I think it’s across most sports. I was reading an article on the problem of attribution bias in professional investors and the obvious analogy the author ran was how people blame referees and luck for their sports team losing so it feels like many see this as universal. Then when we look at the head of referee’s, or whatever the title du jour is, every one of them has been ran out of town right. They meddle too much... they’re too hands off They aren’t transparent … they throw people under the bus There isn’t any accountability… their punishments are too severe They are asleep at the wheel... they have knee jerk reactions They don’t give the referees leeway to exercise judgement... They need to stick to the black and white. At some point is it our spinning head of expectations that is the problem or is it every guy that’s ever had the gig?

2017-04-20T23:55:26+00:00

mushi

Guest


It happens in basketball a fair whack.

2017-04-20T23:14:40+00:00

The Barry

Roar Guru


Rugby isn't in the same ballpark as league, officials are treated with far greater respect at every level in rugby. Not even close. That would also align with your simple ratio. Soccer is closer but with league there's a refs fault element in almost every game. I don't see that in soccer. Anyway, even if I concede soccer, it still puts league in the top two refs fault sports...

2017-04-20T23:13:15+00:00

spruce moose

Guest


As I commented in a previous article Tim wrote. The media are just as much to blame. If the media could back the refs every once in a while, the game would be better for it.

2017-04-20T23:11:00+00:00

spruce moose

Guest


I've had it up to here with you and your 'rules' Peter.

2017-04-20T22:52:34+00:00

qwetzen

Guest


The Barry said: "I don’t see it to anywhere near the same level in other codes / sports." Clearly then you have zero interest in soccer or RU. Those two are light-years ahead of anyone else in the Ref Whinging Stakes. I believe that it's a simple ratio which determines the whinging volume. The lower the scoring then the higher the whinging volume will be. eg. A soccer ref can make one mistake and your team loses 1-0, but an AFL ump can make a hatful of errors and it'll make no difference to the result. On another tack... What's happened in the NRL to the NFL inspired Video Challenge?

2017-04-20T16:38:56+00:00

Lidcombe Oval

Guest


Easy to be an arm chair critic - all these so called experts who think they can do better never have the bollocks to actual try it themselves though- A generation of knockers instead of doers or leaners instead of lifters

2017-04-20T11:41:39+00:00

The Barry

Roar Guru


Brisbane is an AFL heartland? I'm not saying blokes at the pub don't whinge about the refs. I'm saying that in rugby league there's an endemic culture from fans, players, coaches and media of actually blaming results on refs. I don't see it to anywhere near the same level in other codes / sports.

2017-04-20T10:51:10+00:00

AJ Mithen

Expert


Much as I'd love to see that Spruce - think of how badly that would get shredded by the press. The players can do no wrong - it will be the refs that cop it for actually doing their jobs!

2017-04-20T10:48:04+00:00

AJ Mithen

Expert


Great article Tim - it's interesting to contrast the approach of the NRL ref's fraternity and the AFL's - the AFL fiercely defend their guys even when admitting errors.

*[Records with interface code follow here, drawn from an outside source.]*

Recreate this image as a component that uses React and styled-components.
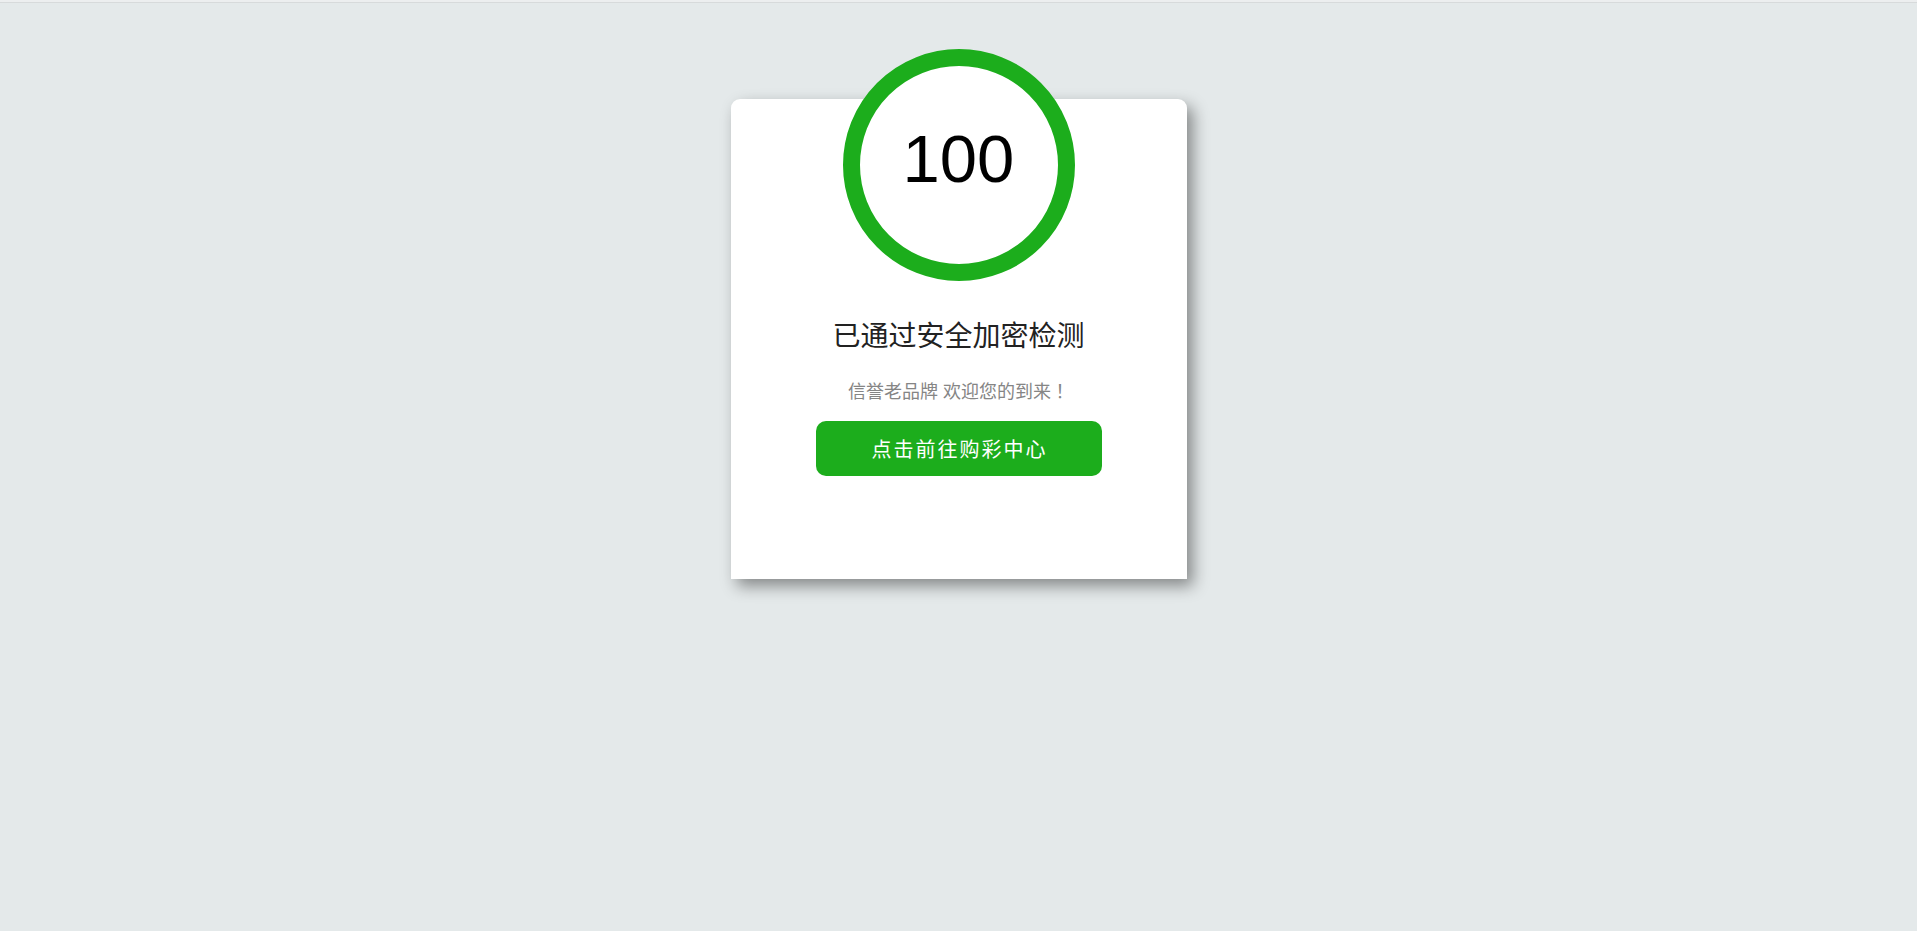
import React from "react";
import styled, { createGlobalStyle } from "styled-components";

const GlobalStyle = createGlobalStyle`
  html, body {
    margin: 0;
    padding: 0;
    height: 100%;
  }
  body {
    background: #e4e9ea;
    font-family: "Liberation Sans", "Noto Sans CJK SC", sans-serif;
  }
`;

const Page = styled.div`
  min-height: 931px;
  box-sizing: border-box;
  border-top: 2px solid #eceeef;
  overflow: hidden;
  &::before {
    content: "";
    display: block;
    height: 1px;
    background: #d7dadb;
  }
`;

const Card = styled.div`
  width: 456px;
  height: 480px;
  margin: 96px auto 0;
  background: #fff;
  border-radius: 9px 9px 0 0;
  box-shadow: 6px 7px 16px rgba(0, 0, 0, 0.42);
  display: flex;
  flex-direction: column;
  align-items: center;
  text-align: center;
`;

const Score = styled.div`
  width: 232px;
  height: 232px;
  margin-top: -50px;
  box-sizing: border-box;
  border: 17px solid #1cad1c;
  border-radius: 50%;
  background: #fff;
  padding-bottom: 14px;
  display: flex;
  align-items: center;
  justify-content: center;
  font-family: "Liberation Sans", Arial, sans-serif;
  font-size: 67px;
  line-height: 1;
  color: #000;
`;

const Title = styled.h2`
  margin: 36px 0 0;
  font-weight: normal;
  font-size: 28px;
  line-height: 40px;
  color: #222;
  font-family: "Liberation Sans", "Noto Sans CJK SC", sans-serif;
`;

const Subtitle = styled.p`
  margin: 22px 0 0;
  height: 26px;
  font-size: 18px;
  line-height: 26px;
  color: #858585;
`;

const Bang = styled.span`
  font-family: "Noto Sans CJK TC", sans-serif;
  line-height: 1;
`;

const GoButton = styled.button`
  margin-top: 16px;
  width: 286px;
  height: 55px;
  border: none;
  border-radius: 10px;
  background: #1cad1c;
  color: #fff;
  font-family: "Liberation Sans", "Noto Sans CJK SC", sans-serif;
  font-size: 20px;
  letter-spacing: 2px;
  padding: 0 0 0 2px;
  cursor: pointer;
`;

export default function App() {
  return (
    <Page>
      <GlobalStyle />
      <Card>
        <Score>100</Score>
        <Title>已通过安全加密检测</Title>
        <Subtitle>
          信誉老品牌 欢迎您的到来<Bang>！</Bang>
        </Subtitle>
        <GoButton>点击前往购彩中心</GoButton>
      </Card>
    </Page>
  );
}
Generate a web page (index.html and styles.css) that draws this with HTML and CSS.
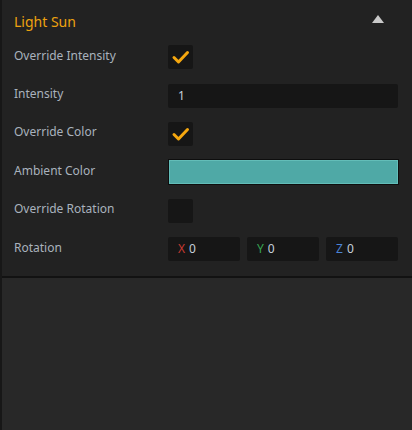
FILE: index.html
```html
<!DOCTYPE html>
<html lang="en">

<head>
    <meta charset="UTF-8">
    <meta name="viewport" content="width=device-width, initial-scale=1.0">
    <title>Light Sun</title>
    <link rel="stylesheet" href="styles.css">
</head>

<body>
    <div class="panel">
        <div class="section">
            <div class="section-header">
                <h2 class="section-title">Light Sun</h2>
                <span class="collapse-arrow"></span>
            </div>

            <div class="prop-row">
                <label class="prop-label">Override Intensity</label>
                <div class="prop-control">
                    <span class="checkbox checked">
                        <svg viewBox="0 0 25 24" width="25" height="24">
                            <path d="M6 12.5 L10.5 17 L19.5 7.5" fill="none" stroke="#f5a70f" stroke-width="3" stroke-linecap="round" stroke-linejoin="round" />
                        </svg>
                    </span>
                </div>
            </div>

            <div class="prop-row">
                <label class="prop-label">Intensity</label>
                <div class="prop-control">
                    <div class="text-input">1</div>
                </div>
            </div>

            <div class="prop-row">
                <label class="prop-label">Override Color</label>
                <div class="prop-control">
                    <span class="checkbox checked">
                        <svg viewBox="0 0 25 24" width="25" height="24">
                            <path d="M6 12.5 L10.5 17 L19.5 7.5" fill="none" stroke="#f5a70f" stroke-width="3" stroke-linecap="round" stroke-linejoin="round" />
                        </svg>
                    </span>
                </div>
            </div>

            <div class="prop-row">
                <label class="prop-label">Ambient Color</label>
                <div class="prop-control">
                    <div class="color-swatch"></div>
                </div>
            </div>

            <div class="prop-row">
                <label class="prop-label">Override Rotation</label>
                <div class="prop-control">
                    <span class="checkbox"></span>
                </div>
            </div>

            <div class="prop-row">
                <label class="prop-label">Rotation</label>
                <div class="prop-control vector">
                    <div class="text-input"><span class="axis axis-x">X</span>0</div>
                    <div class="text-input"><span class="axis axis-y">Y</span>0</div>
                    <div class="text-input"><span class="axis axis-z">Z</span>0</div>
                </div>
            </div>
        </div>
        <div class="empty-area"></div>
    </div>
</body>

</html>
```

FILE: styles.css
```css
* {
    margin: 0;
    padding: 0;
    box-sizing: border-box;
}

html,
body {
    height: 100%;
}

body {
    font-family: "Noto Sans", "Open Sans", sans-serif;
    background-color: #222222;
    overflow: hidden;
}

.panel {
    display: flex;
    flex-direction: column;
    height: 100%;
    border-left: 2px solid #171717;
}

.section {
    padding: 0 14px 8px 12px;
    background-color: #222222;
    border-bottom: 2px solid #121212;
}

.section-header {
    display: flex;
    align-items: center;
    justify-content: space-between;
    height: 38px;
    padding-top: 4px;
}

.section-title {
    font-size: 14px;
    font-weight: normal;
    color: #eea20f;
}

.collapse-arrow {
    width: 0;
    height: 0;
    margin-right: 14px;
    margin-top: -4px;
    border-left: 6px solid transparent;
    border-right: 6px solid transparent;
    border-bottom: 8px solid #c9c9c9;
}

.prop-row {
    display: flex;
    align-items: center;
    height: 38.4px;
}

.prop-label {
    width: 154px;
    font-size: 12px;
    color: #a9b2bd;
    margin-top: -4px;
}

.prop-control {
    flex: 1;
    display: flex;
}

.checkbox {
    display: block;
    width: 25px;
    height: 24px;
    background-color: #161616;
    border-radius: 2px;
}

.checkbox svg {
    display: block;
}

.text-input {
    flex: 1;
    height: 24px;
    line-height: 24px;
    padding-left: 10px;
    background-color: #161616;
    border-radius: 2px;
    font-size: 12px;
    color: #c5cfdb;
}

.vector {
    gap: 7px;
}

.axis {
    margin-right: 4px;
}

.axis-x {
    color: #c83a32;
}

.axis-y {
    color: #38a552;
}

.axis-z {
    color: #4b84d6;
}

.color-swatch {
    flex: 1;
    height: 26px;
    margin-right: -1px;
    background-color: #4fa9a6;
    border: 1px solid #0e0e0e;
    box-shadow: inset 0 0 0 1px #63bdb8;
}

.empty-area {
    flex: 1;
    background-color: #282828;
}
```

Hanging blokes in public is a sure fire way to see an even bigger drop off in people interested in reffing, which is already at crisis levels.

AUTHOR

2017-04-20T10:40:54+00:00

Tim Gore

Expert


It's certainly an impression that's easy to get.

AUTHOR

2017-04-20T10:39:54+00:00

Tim Gore

Expert


I actually don't know! I know they've made lots of things that used to be scrims into hand overs. But I really don't know.

AUTHOR

2017-04-20T10:38:20+00:00

Tim Gore

Expert


My mate Dan Eastwood explained to me the physics of forward passes and why just because it went forward didn't mean it was forward... I glazed over. I like your idea.